No es casual que Adorno, por todo
lo anterior, quisiera cercenarnos el derecho a escribir poesía. La poesía es
musicalidad, es ritmo, es belleza. Un intento de dar explicaciones
livianamente, como un enorme eufemismo que diáfanamente entre sus versos
esconde reposada una verdad horrenda, imposible de ser explicada; imposible,
incluso, de poder ser dicha. ¿Es acaso el terror a la desnudez lo que nos
impide plantear Auschwitz sin recurrir a la música? ¿Es posible que afrontemos
en el silencio la terrible verdad, los lentes de las víctimas, olvidados en
tierras estériles como testimonios de una masacre, y seamos conscientes que
allí no hay poesía posible?
…
En Argentina tenemos nuestro Auschwitz:
la Escuela de Mecánica de la Armada. La ESMA es un símbolo. Un símbolo –como
Auschwitz también lo es- de a lo que pudimos llegar como sociedad durante la
última dictadura militar: la degradación de la condición humana, por los
propios hombres, a la nada misma. La ESMA –como Auschwitz- nos ha desnudado en
nuestra crueldad. Es un infierno dantesco sin poesía. Seca, hermética, abierta
a nuestro tacto y cerrada a nuestro entendimiento. Uno no puede pasar por allí
sin sentir corrientes frías de tragedias pasadas; y se dibuja en los rostros de
los peatones que en derredor circulan cierta mueca indescriptible que intenta
mostrar una cruel nostalgia que pretende ser olvidada, una alegría porque ya
pasó, y un deseo también nostálgico, pero vivo, como una herida abierta
supurando, de no olvidar jamás. Una gracia pintoresca de años pasados y años
presentes, tanta carne viva y en descomposición y cuánta aguja hace falta en
esas heridas incorregibles, cicatrices permanentes a falta de buenas suturas,
¿y qué suturas son posibles? ¿Y qué suturas son queribles? Y es que eso es la
ESMA, una pieza de arqueología del terror que nos desnuda como artífices, como
cómplices de un genocidio, ante la mirada perdida de nuevas generaciones y
demás extraños. ¿Cómo podemos asistir –entonces- al izamiento de una bandera
celeste y blanca frente a monumentos de piedra y mármol adornando pobladas
ciudades en días soleados antes que una banda militar ejecute una de sus
pegajosas marchas, cuando la sombra de la ESMA nos recuerda que todo eso es un
velo delgado que nos protege hipócritamente de nuestra vergonzosa desnudez? Y
esa desnudez nos incomoda porque nunca es cómoda la verdad. Por eso no nos
sorprende entonces que hombres como Menem hayan propuesto en su momento la
demolición de esa obra de arquitectura y terror para crear un espacio verde con
un monumento a la unidad nacional… y al olvido de la vergüenza que nos impide escribir
poesía. La vergüenza de los pasillos silenciosos, de los fantasmas tabicados y
olvidados, de las pequeñas criaturas devoradas en la oscuridad como los hijos
de Cronos. La vergüenza de ver tanta humanidad en un montón de cemento. ¿Cómo no
querer olvidar todo eso en pos de esa “unidad nacional” que nos hace pobres
ignorantes frente a un televisor? Pero no. No se hizo. La ESMA siguió en pie para
recordarnos que está allí y que la sangre podrá disimularse pero jamás
esconderse. ¿Y qué nos quedó por hacer, entonces? Recuperarla a la sociedad,
como un lugar que, pese a la atrocidad que representa, es nuestro.
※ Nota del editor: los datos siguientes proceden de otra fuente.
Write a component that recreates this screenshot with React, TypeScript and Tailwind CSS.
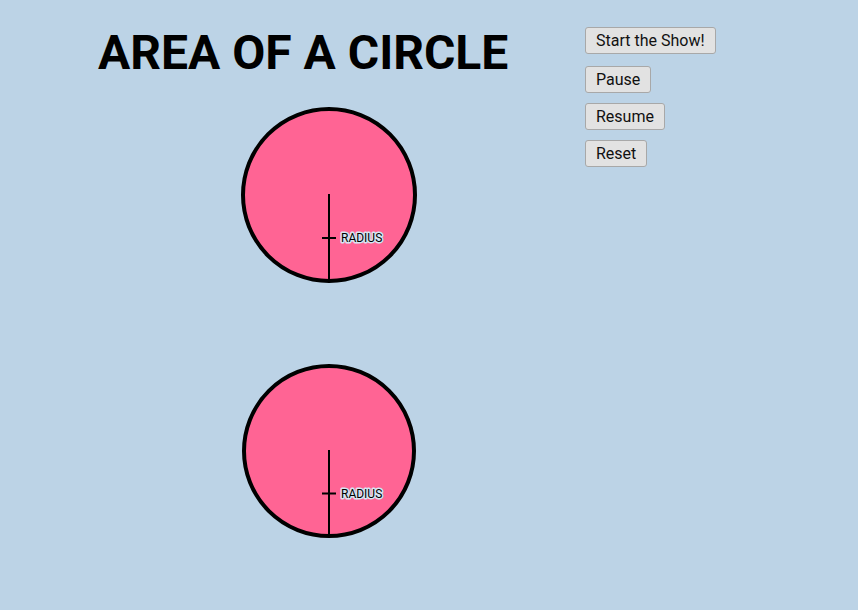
import React from 'react';

const Circle: React.FC<{ cy: number; r: number; cx: number }> = ({ cx, cy, r }) => {
  const tickY = cy + r / 2;
  return (
    <g>
      <circle cx={cx} cy={cy} r={r} fill="#ff6494" stroke="#000" strokeWidth={4} />
      <line x1={cx} y1={cy - 1} x2={cx} y2={cy + r} stroke="#000" strokeWidth={2} />
      <line x1={cx - 7} y1={tickY} x2={cx + 7} y2={tickY} stroke="#000" strokeWidth={2} />
      <text
        x={cx + 12}
        y={tickY + 4}
        fontSize={12}
        fontFamily="Roboto, 'Liberation Sans', sans-serif"
        fill="#000"
        stroke="#d6e5f1"
        strokeWidth={3}
        strokeLinejoin="round"
        paintOrder="stroke"
      >
        RADIUS
      </text>
    </g>
  );
};

const App: React.FC = () => {
  const buttons = [
    { label: 'Start the Show!', gap: 'mt-0' },
    { label: 'Pause', gap: 'mt-[12px]' },
    { label: 'Resume', gap: 'mt-[10px]' },
    { label: 'Reset', gap: 'mt-[10px]' },
  ];

  return (
    <div className="flex h-[610px] w-full bg-[#bcd3e6] font-['Roboto','Liberation_Sans',sans-serif] overflow-hidden">
      <div className="w-[585px] shrink-0">
        <h1 className="pl-[98px] pt-[29px] text-[48px] leading-none font-bold text-black">
          AREA OF A CIRCLE
        </h1>
        <svg width="585" height="481" viewBox="0 77 585 481" className="block">
          <Circle cx={329} cy={195} r={86} />
          <Circle cx={329} cy={451} r={85} />
        </svg>
      </div>
      <div className="flex flex-col items-start pt-[27px]">
        {buttons.map((b) => (
          <button
            key={b.label}
            className={`${b.gap} h-[27px] px-[10px] rounded-[3px] border border-[#a8a8a8] bg-[#e2e2e2] text-[16px] leading-none text-[#111]`}
          >
            {b.label}
          </button>
        ))}
      </div>
    </div>
  );
};

export default App;
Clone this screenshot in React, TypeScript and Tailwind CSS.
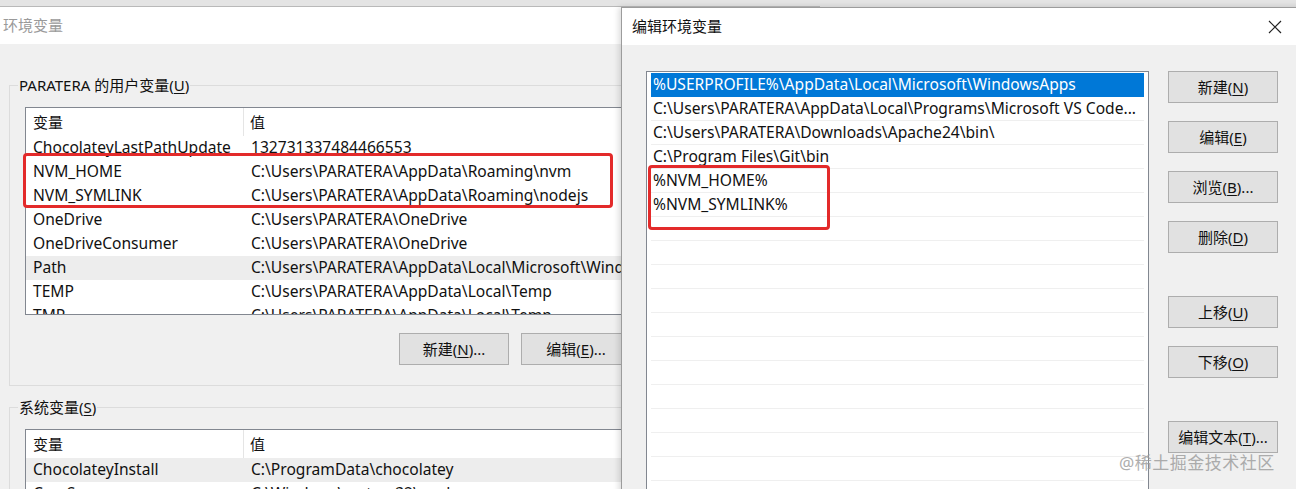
import React from "react";

const font = { fontFamily: '"Noto Sans", "Noto Sans CJK SC", sans-serif' };

function U({ c }: { c: string }) {
  return <span className="underline underline-offset-2">{c}</span>;
}

function Btn({ children, className = "" }: { children: React.ReactNode; className?: string }) {
  return (
    <div
      className={
        "flex h-[32px] w-[110px] shrink-0 items-center justify-center border border-[#adadad] bg-[#e1e1e1] text-[15px] text-[#111] " +
        className
      }
    >
      {children}
    </div>
  );
}

type Row = { k: string; v: string; hl?: boolean };

const userRows: Row[] = [
  { k: "ChocolateyLastPathUpdate", v: "132731337484466553" },
  { k: "NVM_HOME", v: "C:\\Users\\PARATERA\\AppData\\Roaming\\nvm" },
  { k: "NVM_SYMLINK", v: "C:\\Users\\PARATERA\\AppData\\Roaming\\nodejs" },
  { k: "OneDrive", v: "C:\\Users\\PARATERA\\OneDrive" },
  { k: "OneDriveConsumer", v: "C:\\Users\\PARATERA\\OneDrive" },
  { k: "Path", v: "C:\\Users\\PARATERA\\AppData\\Local\\Microsoft\\WindowsApps;", hl: true },
  { k: "TEMP", v: "C:\\Users\\PARATERA\\AppData\\Local\\Temp" },
  { k: "TMP", v: "C:\\Users\\PARATERA\\AppData\\Local\\Temp" },
];

const sysRows: Row[] = [
  { k: "ChocolateyInstall", v: "C:\\ProgramData\\chocolatey", hl: true },
  { k: "ComSpec", v: "C:\\Windows\\system32\\cmd.exe" },
];

function ListView({ rows, height }: { rows: Row[]; height: number }) {
  return (
    <div className="overflow-hidden border border-[#828790] bg-white" style={{ height }}>
      <div className="flex h-[28px] items-center text-[15px] text-[#111]">
        <div className="w-[218px] shrink-0 border-r border-[#e5e5e5] pl-[7px] leading-[28px]">变量</div>
        <div className="pl-[6px]">值</div>
      </div>
      {rows.map((r) => (
        <div
          key={r.k}
          className={"flex h-[24px] items-center whitespace-nowrap text-[15.6px] text-[#111] " + (r.hl ? "bg-[#ededed]" : "")}
        >
          <div className="w-[218px] shrink-0 pl-[7px]">{r.k}</div>
          <div className="pl-[7px]">{r.v}</div>
        </div>
      ))}
    </div>
  );
}

function GroupBox({ label, children, className = "" }: { label: React.ReactNode; children: React.ReactNode; className?: string }) {
  return (
    <div className={"relative border border-[#dcdcdc] " + className}>
      <div className="absolute left-[8px] top-[-12px] bg-[#f0f0f0] px-[1px] text-[15px] leading-[22px] text-[#111]">
        {label}
      </div>
      {children}
    </div>
  );
}

const pathRows = [
  "%USERPROFILE%\\AppData\\Local\\Microsoft\\WindowsApps",
  "C:\\Users\\PARATERA\\AppData\\Local\\Programs\\Microsoft VS Code...",
  "C:\\Users\\PARATERA\\Downloads\\Apache24\\bin\\",
  "C:\\Program Files\\Git\\bin",
  "%NVM_HOME%",
  "%NVM_SYMLINK%",
];

export default function App() {
  const empties = Array.from({ length: 12 });
  return (
    <div className="relative h-[489px] w-[1296px] overflow-hidden bg-[#e4e4e4]" style={font}>
      {/* Left window */}
      <div className="absolute left-0 top-[6px] flex h-[520px] w-[820px] flex-col border-t border-[#b9b9b9] bg-[#f0f0f0]">
        <div className="flex h-[37px] shrink-0 items-center bg-white pl-[3px] text-[15px] text-[#9a9a9a]">环境变量</div>
        <div className="flex flex-col pl-[9px] pt-[41px]">
          <GroupBox
            className="h-[301px] w-[800px] px-[15px] pt-[21px]"
            label={
              <>
                PARATERA 的用户变量(<U c="U" />)
              </>
            }
          >
            <ListView rows={userRows} height={208} />
            <div className="flex gap-[12px] pl-[374px] pt-[18px]">
              <Btn>
                新建(<U c="N" />)...
              </Btn>
              <Btn>
                编辑(<U c="E" />)...
              </Btn>
            </div>
          </GroupBox>
          <div className="h-[21px]" />
          <GroupBox
            className="h-[200px] w-[800px] px-[15px] pt-[21px]"
            label={
              <>
                系统变量(<U c="S" />)
              </>
            }
          >
            <ListView rows={sysRows} height={120} />
          </GroupBox>
        </div>
      </div>

      {/* Red highlight box, left */}
      <div className="absolute left-[23px] top-[153px] h-[55px] w-[590px] rounded-[4px] border-[3px] border-[#e32a2a]" />

      {/* Right dialog */}
      <div className="absolute left-[621px] top-[7px] flex h-[500px] w-[690px] flex-col border-l border-t border-[#9c9c9c] bg-[#f0f0f0] shadow-[-2px_0_6px_rgba(0,0,0,0.15)]">
        <div className="flex h-[37px] shrink-0 items-center justify-between bg-white pl-[10px] pr-[32px] text-[15px] text-[#111]">
          <span>编辑环境变量</span>
          <svg width="14" height="14" viewBox="0 0 14 14" className="mr-[-3px]">
            <path d="M1 1 L13 13 M13 1 L1 13" stroke="#222" strokeWidth="1.2" fill="none" />
          </svg>
        </div>
        <div className="flex pl-[24px] pt-[26px]">
          <div className="h-[430px] w-[503px] shrink-0 overflow-hidden border border-[#828790] bg-white px-[4px] pt-[1px]">
            {pathRows.map((p, i) => (
              <div
                key={p}
                className={
                  "flex h-[24px] items-center whitespace-nowrap border-b pl-[2px] text-[15.6px] " +
                  (i === 0 ? "border-[#0078d7] bg-[#0078d7] text-white" : "border-[#efefef] text-[#111]")
                }
              >
                {p}
              </div>
            ))}
            {empties.map((_, i) => (
              <div key={i} className="h-[24px] border-b border-[#efefef]" />
            ))}
          </div>
          <div className="flex flex-col pl-[19px] pt-[0px]">
            <Btn>
              新建(<U c="N" />)
            </Btn>
            <Btn className="mt-[18px]">
              编辑(<U c="E" />)
            </Btn>
            <Btn className="mt-[18px]">
              浏览(<U c="B" />)...
            </Btn>
            <Btn className="mt-[18px]">
              删除(<U c="D" />)
            </Btn>
            <Btn className="mt-[43px]">
              上移(<U c="U" />)
            </Btn>
            <Btn className="mt-[18px]">
              下移(<U c="O" />)
            </Btn>
            <Btn className="mt-[43px]">
              编辑文本(<U c="T" />)...
            </Btn>
          </div>
        </div>
      </div>

      {/* Red highlight box, right */}
      <div className="absolute left-[648px] top-[165px] h-[65px] w-[182px] rounded-[4px] border-[3px] border-[#e32a2a]" />

      {/* Watermark */}
      <div className="absolute left-[1119px] top-[451px] text-[17px] leading-[24px] tracking-[0.5px] text-[#9a9a9a] opacity-80">
        @稀土掘金技术社区
      </div>
    </div>
  );
}
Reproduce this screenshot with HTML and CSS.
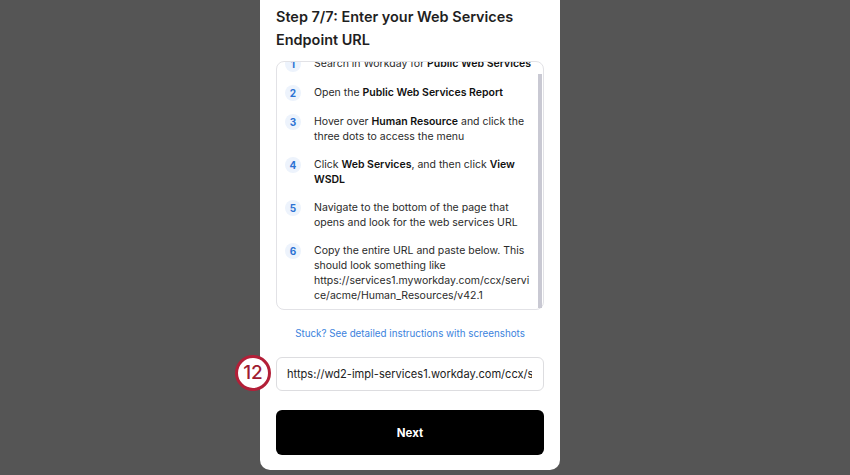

Las Madres ingresaron a un Centro
Clandestino donde muchas de ellas perdieron a sus hijos en el silencio
hermético del cemento y el plomo. Vieron los sótanos, los pasillos; escucharon
los alaridos de dolor de los fantasmas de sus hijos y llenaron de color a ese
cementerio. La ESMA es ahora un espacio recuperado de memoria, un lugar que nos enseña que no debemos avergonzarnos de
nosotros mismos y escondernos en excusas si eso implica volver a tropezarnos
con las mismas piedras y la misma angustia. Hoy en día, en tiempos de Justicia,
de juicios a represores y a genocidas, vemos cómo ese espacio gris vuelve a la
sociedad desde otro lugar. Es un paso.